La gauche au pouvoir
Ces deux grilles de lecture croisées permettent de revenir sur des problèmes que le récit n’a pas élucidés. Les différentes combinaisons de gouvernement adoptées par les gauches, « l’union des gauches », fondée sur une mystique de l’unité (mais pas une réalité) dont le Front populaire est l’exemple, la « gauche tranquille », où les gauches modérées, les radicaux de l’entre deux-guerres, les socialistes depuis les années 1980, gouvernent sans avoir besoin du centre et se contentant d’un soutien minimum des autres gauches, la « conjonction des centres », enfin, quand un clivage majeur s’impose à la division gauche-droite (hier la guerre froide, demain l’Europe ?). Un apport de ces analyses conjointes est de cerner également les points de contacts, et parfois d’interprétation, entre les « familles » de la gauche, et de la droite – ce que l’auteur appelle des « agrégats », par exemple entre le collectivisme, le traditionnalisme et le fascisme, au nom de la méfiance vis-à-vis de l’individu, entre le jacobinisme et le bonapartisme, pour la promotion de l’État, entre le libéralisme de gauche et celui de droite, eu égard de la confiance faite dans la société et dans une distance vis-à-vis de l’État.

Ce qui est vivant et ce qui est mort
Enfin, cette histoire, où l’attention principale est portée aux cultures politiques au sens large du terme, permet à Jacques Julliard de terminer sa réflexion sur « ce qui est vivant et sur ce qui est mort » dans les gauches françaises : le clivage droite-gauche, qui s’affaisse dans l’opinion, est cependant conforté par les institutions de la Ve République et ses modes de scrutin ; l’idée de progrès est en crise (surtout en Europe…), et les écologistes – même ceux qui se réclament de la gauche, ne la porte pas ; l’agent historique des gauches collectivistes, la classe ouvrière, a éclaté entre différentes catégories et sensibilités. Il reste, certes, l’idée de justice – et cela est sans aucun doute fondamental. Mais, un « nouveau logiciel s’impose ». Jacques Julliard le voit dans la revendication d’un libéralisme moral, d’un devoir « d’ingérence humanitaire » pour accepter pleinement une politique des droits de l’homme, la défense de l’environnement, permettant de définir de nouvelles formes de régulation, la critique toujours justifiée d’un « capitalisme prédateur », enfin, et surtout pour l’auteur, le renoncement au collectivisme autoritaire demande que la gauche redevienne « le parti de l’individu », et accepte de repenser ses vieilles structures partisanes (et syndicales) pour faire vivre une « démocratie permanente ». Les familiers des écrits de Jacques Julliard reconnaissent l’auteur de Contre la politique professionnelle en 1977, déjà critique des partis politiques lors du court été de l’autogestion qu’il aimerait voir renaître sous d’autres formes.

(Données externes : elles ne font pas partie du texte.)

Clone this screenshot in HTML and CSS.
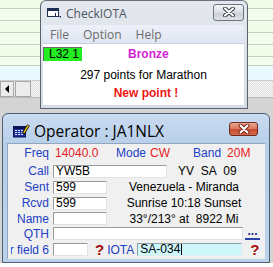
FILE: index.html
```html
<!DOCTYPE html>
<html>
<head>
<meta charset="utf-8">
<title>CheckIOTA</title>
<link rel="stylesheet" href="styles.css">
</head>
<body>
<div class="desk">
  <div class="bgapp">
    <div class="grid">
      <div class="row first"></div>
      <div class="row"></div>
      <div class="row"></div>
      <div class="row"></div>
      <div class="row"></div>
      <div class="row short"></div>
      <div class="row cyan tall"></div>
    </div>
    <div class="hscroll">
      <div class="sb-btn"><svg width="6" height="8" viewBox="0 0 6 8"><path d="M5 0 L1 4 L5 8 Z" fill="#000"/></svg></div>
      <div class="sb-thumb"></div>
      <div class="sb-track"></div>
    </div>
    <div class="bgfoot"></div>
  </div>

  <div class="win checkiota">
    <div class="titlebar">
      <svg class="appicon" width="14" height="10" viewBox="0 0 14 10">
        <rect x="0.5" y="0.5" width="11" height="8" fill="#fff" stroke="#1d2c52"/>
        <rect x="0.5" y="0.5" width="11" height="2.5" fill="#1d2c52"/>
        <path d="M8.5 5 V8.5 H12" fill="none" stroke="#1d2c52"/>
        <rect x="12.5" y="8" width="1.5" height="1.5" fill="#1d2c52"/>
      </svg>
      <span class="title">CheckIOTA</span>
      <div class="closebtn grey">
        <svg width="14" height="10" viewBox="0 0 14 10">
          <path d="M3 1.5 L11 8.5 M11 1.5 L3 8.5" stroke="#3c4148" stroke-width="4" stroke-linecap="round"/>
          <path d="M3 1.5 L11 8.5 M11 1.5 L3 8.5" stroke="#fff" stroke-width="2" stroke-linecap="round"/>
        </svg>
      </div>
    </div>
    <div class="menubar">
      <span>File</span><span>Option</span><span>Help</span>
    </div>
    <div class="ci-body">
      <div class="ci-row1"><span class="level">L32 1</span><span class="award">Bronze</span></div>
      <div class="ci-points">297 points for Marathon</div>
      <div class="ci-new">New point !</div>
    </div>
  </div>

  <div class="win operator">
    <div class="titlebar op-title">
      <svg class="opicon" width="17" height="14" viewBox="0 0 17 14">
        <rect x="0.5" y="2.5" width="12" height="10.5" fill="#1b2c9c" stroke="#0a1252"/>
        <rect x="1" y="3" width="11" height="2" fill="#0a1252"/>
        <g fill="#dfe6ff">
          <rect x="2" y="6" width="2" height="1"/><rect x="5" y="6" width="2" height="1"/><rect x="8" y="6" width="2" height="1"/>
          <rect x="2" y="8" width="2" height="1"/><rect x="5" y="8" width="2" height="1"/><rect x="8" y="8" width="2" height="1"/>
          <rect x="2" y="10" width="2" height="1"/><rect x="5" y="10" width="2" height="1"/><rect x="8" y="10" width="2" height="1"/>
        </g>
        <path d="M10.5 9.5 L15.5 1" stroke="#111" stroke-width="3"/>
        <path d="M10.8 8.8 L15.2 1.4" stroke="#f2c400" stroke-width="1.4"/>
      </svg>
      <span class="title op">Operator : JA1NLX</span>
      <div class="closebtn red">
        <svg width="14" height="10" viewBox="0 0 14 10">
          <path d="M3.5 1.5 L10.5 8.5 M10.5 1.5 L3.5 8.5" stroke="#7a2414" stroke-width="4" stroke-linecap="round"/>
          <path d="M3.5 1.5 L10.5 8.5 M10.5 1.5 L3.5 8.5" stroke="#fff" stroke-width="2" stroke-linecap="round"/>
        </svg>
      </div>
    </div>
    <div class="op-body">
      <div class="frow r-freq">
        <span class="lbl">Freq</span>
        <span class="val freqval">14040.0</span>
        <span class="lbl2">Mode</span>
        <span class="val modeval">CW</span>
        <span class="lbl2 bandlbl">Band</span>
        <span class="val bandval">20M</span>
      </div>
      <div class="frow r-call">
        <span class="lbl">Call</span>
        <span class="inp w-call">YW5B</span>
        <span class="pfx">YV&nbsp; SA&nbsp; 09</span>
      </div>
      <div class="frow r-sent">
        <span class="lbl">Sent</span>
        <span class="inp w-short">599</span>
        <span class="info">Venezuela - Miranda</span>
      </div>
      <div class="frow r-rcvd">
        <span class="lbl">Rcvd</span>
        <span class="inp w-short">599</span>
        <span class="info">Sunrise 10:18 Sunset</span>
      </div>
      <div class="frow r-name">
        <span class="lbl">Name</span>
        <span class="inp w-short"></span>
        <span class="info">33°/213° at&nbsp; 8922 Mi</span>
      </div>
      <div class="frow r-qth">
        <span class="lbl">QTH</span>
        <span class="inp w-qth"></span>
        <span class="dots">...</span>
      </div>
      <div class="frow r-f6">
        <span class="lbl lbl-f6">User field 6</span>
        <span class="inp w-f6"></span>
        <span class="q q1">?</span>
        <span class="lbl3">IOTA</span>
        <span class="inp iota">SA-034<span class="caret"></span></span>
        <span class="q q2">?</span>
      </div>
    </div>
  </div>
</div>
</body>
</html>
```

FILE: styles.css
```css
* { box-sizing: border-box; margin: 0; padding: 0; }
html, body { width: 273px; height: 267px; overflow: hidden; background: #fff; }
body { font-family: "Liberation Sans", Arial, sans-serif; font-size: 12px; color: #000; }

.desk { position: relative; width: 273px; height: 267px; background: #fff; }

/* background application */
.bgapp { display: flex; flex-direction: column; height: 263px; background: #d6d6d6; }
.grid { display: flex; flex-direction: column; }
.row { height: 12px; background: #f1fcea; border-bottom: 1px solid #c6cfc6; }
.row.first { height: 9px; }
.row.short { height: 9px; }
.row.cyan { background: #e9f9fd; }
.row.tall { height: 15px; }
.hscroll { display: flex; height: 17px; background: #e9e9e9; border-bottom: 1px solid #b9b9b9; }
.sb-btn { width: 14px; display: flex; align-items: center; justify-content: center; background: #ececec; border: 1px solid #a8a8a8; }
.sb-thumb { width: 16px; margin-left: 1px; background: #ececec; border: 1px solid #a8a8a8; }
.sb-track { flex: 1; background: repeating-conic-gradient(#d9d9d9 0 25%, #fdfdfd 0 50%) 0 0 / 2px 2px; }
.bgfoot { flex: 1; background: #d4d4d4; }

/* windows */
.win { position: absolute; display: flex; flex-direction: column; }
.titlebar { display: flex; align-items: center; }
.title { font-family: "Open Sans", "DejaVu Sans", sans-serif; font-size: 12px; white-space: nowrap; }
.closebtn { margin-left: auto; display: flex; align-items: center; justify-content: center; border-radius: 3px; flex: none; }

.checkiota {
  left: 40px; top: 0; width: 208px; height: 109px;
  border: 1px solid #5a636e; border-top-color: #6a737e; border-radius: 6px 6px 0 0;
  background: linear-gradient(#e4e8ee, #d6dce5);
  padding: 0 3px 3px 2px;
}
.checkiota .titlebar { height: 24px; padding-left: 4px; }
.appicon { margin-right: 5px; }
.checkiota .title { color: #4d5662; }
.closebtn.grey {
  width: 31px; height: 17px; margin-bottom: 2px;
  border: 1px solid #6f7780;
  background: linear-gradient(#f3f5f8, #d9dde3 50%, #c9ced6 51%, #dfe3e8);
}
.menubar {
  height: 19px; display: flex; align-items: center; gap: 14px; padding-left: 7px;
  background: linear-gradient(#edf0f8, #e0e6f2);
  border-bottom: 1px solid #c9d0dd;
  font-family: "Open Sans", "DejaVu Sans", sans-serif; font-size: 12px; color: #6c6c6c;
}
.ci-body { flex: 1; background: #fff; display: flex; flex-direction: column; padding-top: 3px; }
.ci-row1 { display: flex; align-items: center; height: 14px; }
.level {
  width: 39px; height: 14px; padding-left: 5px; line-height: 13px;
  background: #22ee22; border-top: 1px solid #6a6a6a; border-left: 1px solid #6a6a6a;
}
.award { margin-left: 46px; color: #d41fd4; font-weight: bold; }
.ci-points { margin-top: 7px; height: 14px; line-height: 14px; text-align: center; }
.ci-new { margin-top: 4px; height: 14px; line-height: 14px; text-align: center; color: #ee1515; font-weight: bold; padding-left: 5px; }

.operator {
  left: 2px; top: 113px; width: 268px; height: 150px;
  border: 1px solid #4e5d70; border-radius: 6px 6px 0 0;
  background: linear-gradient(#c9dbf1, #b8cfe9 30px, #bcd2eb);
  padding: 0 4px 3px 4px;
}
.op-title { height: 29px; padding: 4px 7px 0 6px; }
.opicon { margin-right: 4px; flex: none; }
.title.op { font-size: 15.5px; color: #000; }
.closebtn.red {
  width: 29px; height: 14px; margin-bottom: 3px;
  border: 1px solid #6e2a1c;
  background: linear-gradient(#eaa995, #d9765c 50%, #c34a2e 51%, #d6694c);
}
.op-body { flex: 1; background: #f0f0f0; border: 1px solid #93a6bf; border-right: 0; border-bottom: 0; overflow: hidden; }

.frow { display: flex; align-items: center; height: 16px; }
.r-freq { height: 18px; }
.r-call { margin-top: 1px; }
.r-name, .r-qth { height: 15px; }
.r-f6 { height: 17px; }
.lbl { width: 41px; flex: none; display: flex; justify-content: flex-end; overflow: hidden; white-space: nowrap; color: #2140c6; }
.lbl-f6 { width: 38px; margin-left: 3px; }
.lbl2, .lbl3 { color: #2140c6; white-space: nowrap; }
.val { color: #e81a1e; white-space: nowrap; }
.freqval { margin-left: 6px; width: 61px; }
.modeval { margin-left: 4px; }
.bandlbl { margin-left: 23px; }
.bandval { margin-left: 6px; }

.inp {
  height: 13px; margin-left: 4px; background: #fff; flex: none;
  border-top: 1px solid #9a9a9a; border-left: 1px solid #9a9a9a;
  border-right: 1px solid #e3e3e3; border-bottom: 1px solid #e3e3e3;
  padding-left: 2px; line-height: 11px; white-space: nowrap;
}
.w-call { width: 114px; }
.w-short { width: 54px; }
.w-qth { width: 190px; }
.w-f6 { width: 35px; }
.pfx { margin-left: 11px; white-space: nowrap; }
.info { flex: 1; text-align: center; padding-right: 4px; white-space: nowrap; }
.dots {
  width: 15px; height: 13px; margin-left: 2px; text-align: center; line-height: 8px;
  border-bottom: 2px solid #2a3fa8; color: #1b2b88; font-weight: bold;
}
.q { color: #a30d0d; font-size: 15px; font-weight: bold; line-height: 15px; }
.q1 { margin-left: 7px; }
.lbl3 { margin-left: 3px; }
.iota { width: 105px; margin-left: 3px; background: #cdf7fb; border-color: #8fa0a3 #d8eef0 #d8eef0 #8fa0a3; display: flex; align-items: center; }
.caret { display: inline-block; width: 1px; height: 11px; background: #000; margin-left: 1px; }
.q2 { margin-left: 8px; }
```
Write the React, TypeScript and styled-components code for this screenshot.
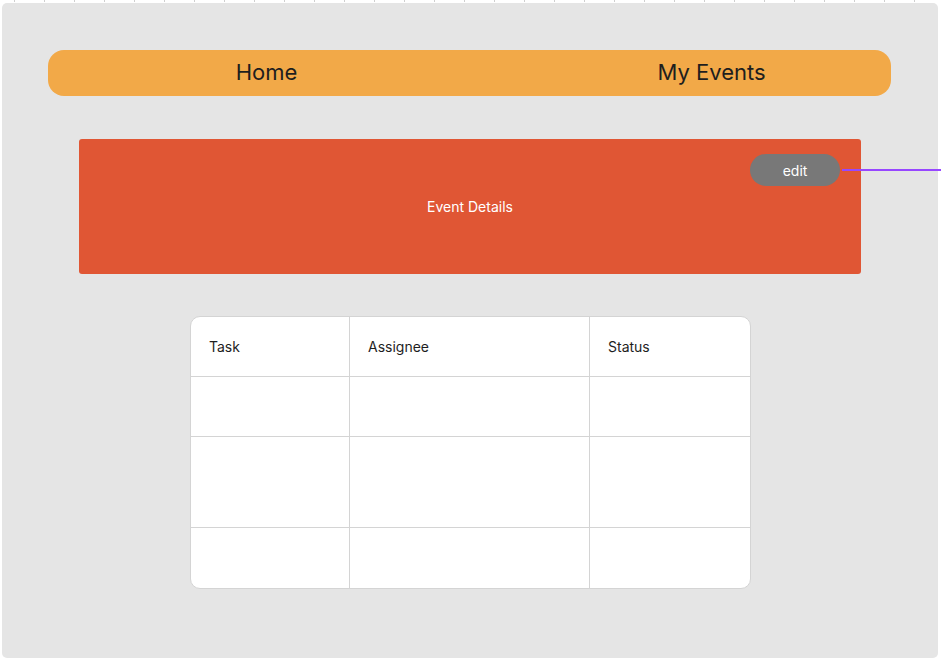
import React from "react";
import styled, { createGlobalStyle } from "styled-components";

const Global = createGlobalStyle`
  html, body { margin: 0; padding: 0; background: #ffffff; }
  body { font-family: Inter, "Noto Sans", sans-serif; width: 941px; height: 661px; overflow: hidden; }
  * { box-sizing: border-box; }
`;

const Page = styled.div`
  position: relative;
  width: 941px;
  height: 661px;
  padding: 3px 3px 3px 2px;
`;

const Ruler = styled.div`
  position: absolute;
  left: 0;
  top: 0;
  width: 941px;
  height: 2px;
  background-image: linear-gradient(to right, transparent 0 14px, #cfcfcf 14px 15px, transparent 15px 30px);
  background-size: 30px 2px;
`;

const Frame = styled.div`
  width: 936px;
  height: 655px;
  background: #e5e5e5;
  border-radius: 5px;
  display: flex;
  flex-direction: column;
  padding-top: 47px;
`;

const Nav = styled.nav`
  margin-left: 46px;
  width: 843px;
  height: 46px;
  background: #f2a948;
  border-radius: 16px;
  display: flex;
  align-items: center;
  padding-left: 158px;
  padding-bottom: 3px;
  gap: 324px;
`;

const NavItem = styled.span`
  width: 121px;
  text-align: center;
  font-size: 22px;
  color: #1e1e1e;
  line-height: 1;
`;

const Card = styled.section`
  margin: 43px 0 0 77px;
  width: 782px;
  height: 135px;
  background: #e05634;
  border-radius: 3px;
  display: grid;
  grid-template-rows: 44px 1fr;
  padding: 15px 21px 0 0;
`;

const CardTop = styled.div`
  display: flex;
  justify-content: flex-end;
`;

const EditButton = styled.button`
  position: relative;
  width: 90px;
  height: 32px;
  border: none;
  border-radius: 16px;
  background: #787878;
  color: #ffffff;
  font-family: Inter, "Noto Sans", sans-serif;
  font-size: 14px;
  padding: 0;
  &::after {
    content: "";
    position: absolute;
    left: calc(100% + 2px);
    top: 15px;
    width: 110px;
    height: 2px;
    background: #9747ff;
  }
`;

const CardTitle = styled.div`
  color: #ffffff;
  font-size: 14px;
  line-height: 17px;
  text-align: center;
  padding-left: 21px;
`;

const Table = styled.div`
  margin: 42px 0 0 188px;
  width: 561px;
  border: 1px solid #d4d4d4;
  border-radius: 10px;
  background: #ffffff;
  overflow: hidden;
  display: grid;
  grid-template-columns: 159px 240px 1fr;
`;

const Cell = styled.div<{ $h: number; $last?: boolean; $lastRow?: boolean }>`
  height: ${(p) => p.$h}px;
  border-right: ${(p) => (p.$last ? "none" : "1px solid #d4d4d4")};
  border-bottom: ${(p) => (p.$lastRow ? "none" : "1px solid #d4d4d4")};
  display: flex;
  align-items: center;
  padding-left: 18px;
  font-size: 14px;
  color: #1e1e1e;
`;

const heads = ["Task", "Assignee", "Status"];
const rows = [60, 60, 91, 60];

export default function App() {
  return (
    <>
      <Global />
      <Page>
        <Ruler />
        <Frame>
          <Nav>
            <NavItem>Home</NavItem>
            <NavItem>My Events</NavItem>
          </Nav>
          <Card>
            <CardTop>
              <EditButton>edit</EditButton>
            </CardTop>
            <CardTitle>Event Details</CardTitle>
          </Card>
          <Table>
            {rows.map((h, r) =>
              [0, 1, 2].map((c) => (
                <Cell key={`${r}-${c}`} $h={h} $last={c === 2} $lastRow={r === rows.length - 1}>
                  {r === 0 ? heads[c] : null}
                </Cell>
              ))
            )}
          </Table>
        </Frame>
      </Page>
    </>
  );
}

Cette évocation rapide du cadre de l’ouvrage montre ses fondements. Elle contribue à faire appréhender le plaisir que le lecteur éprouve à parcourir les allées de cette grande synthèse. Ce n’est pas que Jacques Julliard dise ses préférences ici et là qui soulève des objections. Elles ont nourri la passion qu’il faut pour prendre le risque d’un tel travail. D’ailleurs, pour reprendre une expression de l’auteur, elles « ne se transforment pas en préjugés ». Que cette histoire des gauches soit écrite en partant d’un point de vue permet de saisir la réalité d’une autre manière et de faire ressortir parfois des enchaînements et des rapprochements qu’on n’avait jusqu’à présent pas l’habitude de faire. Elle autorise, en même temps, un questionnement portant sur des hypothèses de travail comme sur les conclusions. Mais elles sont souvent dépendantes.